Ne racconta le insicurezze, i complessi di inferiorità, l'incerto e poco
lineare incedere verso una modernità spesso vissuta da praticoni».
Vivere la modernità da praticoni è l'abbandono dell'ideologia, in nome
dell'antidogmatismo. Il fatto che le ideologie totalitarie siano perite, non
significa che un partito possa solo vivere di volontà di potenza, e su essa
fabbricare inciuci. Che possa continuare a ricevere il colore da discorsi
effimeri. Dotarsi di un'ideologia vuol dire avere un sistema coerente di
immagini, metafore, princìpi etici. Vuol dire pensare un diverso rapporto
con gli stranieri, la natura, il lavoro che muta, l'immaginario. A
differenza della politica quotidiana, l'ideologia ha una durata non breve ma
media, e la durata non è imperfezione. È perché non aveva idee sull'informazione
di massa e sulla società di immigrazione che la sinistra fu travolta da
Berlusconi. Che non seppe adottare, subito, una legge sul conflitto d'interesse.
Che giunse sino a chiamare la Lega una propria costola.

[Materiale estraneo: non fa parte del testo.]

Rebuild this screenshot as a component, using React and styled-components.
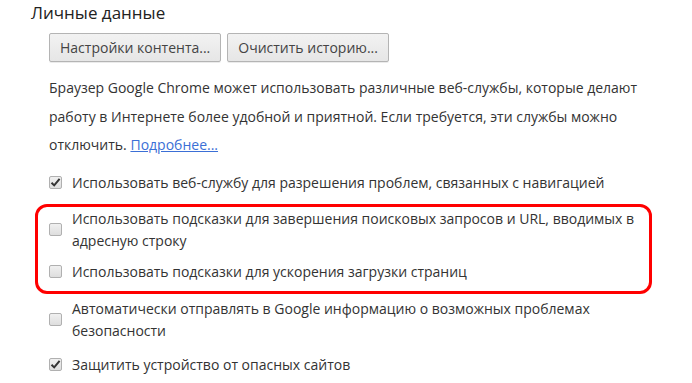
import styled, { createGlobalStyle } from "styled-components";

const GlobalStyle = createGlobalStyle`
  body {
    margin: 0;
    background: #fff;
    font-family: "Open Sans", "Noto Sans", sans-serif;
    color: #333;
  }
`;

const Page = styled.div`
  padding: 2px 0 0 31px;
`;

const Heading = styled.h3`
  margin: 0;
  font-size: 17px;
  font-weight: 400;
  line-height: 22px;
  color: #222;
`;

const Content = styled.div`
  margin-left: 18px;
  width: 600px;
`;

const ButtonRow = styled.div`
  display: flex;
  gap: 6px;
  margin-top: 9px;
`;

const Button = styled.button`
  height: 29px;
  padding: 0 10px;
  border: 1px solid #b4b4b4;
  border-radius: 2px;
  background: linear-gradient(#f2f2f2, #e6e6e6);
  box-shadow: 0 1px 0 rgba(0, 0, 0, 0.08);
  font-family: inherit;
  font-size: 14px;
  color: #444;
`;

const Paragraph = styled.p`
  margin: 12px 0 0;
  font-size: 14px;
  line-height: 28.5px;
`;

const Link = styled.a`
  color: #3b6fd6;
  text-decoration: underline;
`;

const Option = styled.label`
  display: flex;
  align-items: center;
  gap: 10px;
  margin-top: ${(p) => p.$gap ?? 0}px;
  font-size: 14px;
  line-height: 22px;
`;

const Box = styled.span`
  flex: none;
  width: 13px;
  height: 13px;
  box-sizing: border-box;
  border: 1px solid #b0b0b0;
  border-radius: 2px;
  background: linear-gradient(#f0f0f0, #dedede);
  display: flex;
  align-items: center;
  justify-content: center;
`;

const Highlight = styled.div`
  margin: 10px -3px 0 -14px;
  padding: 1px 3px 8px 11px;
  border: 3px solid #f00;
  border-radius: 12px;
`;

const Checkbox = ({ checked }) => (
  <Box>
    {checked && (
      <svg width="11" height="11" viewBox="0 0 11 11">
        <path d="M1.5 5.8 L4.2 8.4 L9.6 1.8" fill="none" stroke="#333" strokeWidth="2" />
      </svg>
    )}
  </Box>
);

export default function App() {
  return (
    <>
      <GlobalStyle />
      <Page>
        <Heading>Личные данные</Heading>
        <Content>
          <ButtonRow>
            <Button>Настройки контента...</Button>
            <Button>Очистить историю...</Button>
          </ButtonRow>
          <Paragraph>
            Браузер Google Chrome может использовать различные веб-службы, которые делают
            работу в Интернете более удобной и приятной. Если требуется, эти службы можно
            отключить. <Link href="#">Подробнее...</Link>
          </Paragraph>
          <Option $gap={12}>
            <Checkbox checked />
            <span>Использовать веб-службу для разрешения проблем, связанных с навигацией</span>
          </Option>
          <Highlight>
            <Option>
              <Checkbox />
              <span>
                Использовать подсказки для завершения поисковых запросов и URL, вводимых в
                адресную строку
              </span>
            </Option>
            <Option $gap={9}>
              <Checkbox />
              <span>Использовать подсказки для ускорения загрузки страниц</span>
            </Option>
          </Highlight>
          <Option $gap={4}>
            <Checkbox />
            <span>
              Автоматически отправлять в Google информацию о возможных проблемах безопасности
            </span>
          </Option>
          <Option $gap={12}>
            <Checkbox checked />
            <span>Защитить устройство от опасных сайтов</span>
          </Option>
        </Content>
      </Page>
    </>
  );
}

Perry Anderson ritiene che la nostra sinistra sia invertebrata. Una
Cosa appunto, senza scheletro: un metamorfo, come nel film di Carpenter. Il
suo sogno ricorrente è quello d'un paese normale: un'altra Cosa - imprecisa,
mimetica - che dall'89 cattura gli spiriti. La sinistra invertebrata ha
corteggiato Clinton, Blair, Schröder, tessendo elogi del moderatismo, del
centrismo. Vita normale, per la sinistra, ha significato sin qui
smobilitazione ideologica, conformismo: il nuovo ancora lo si aspetta.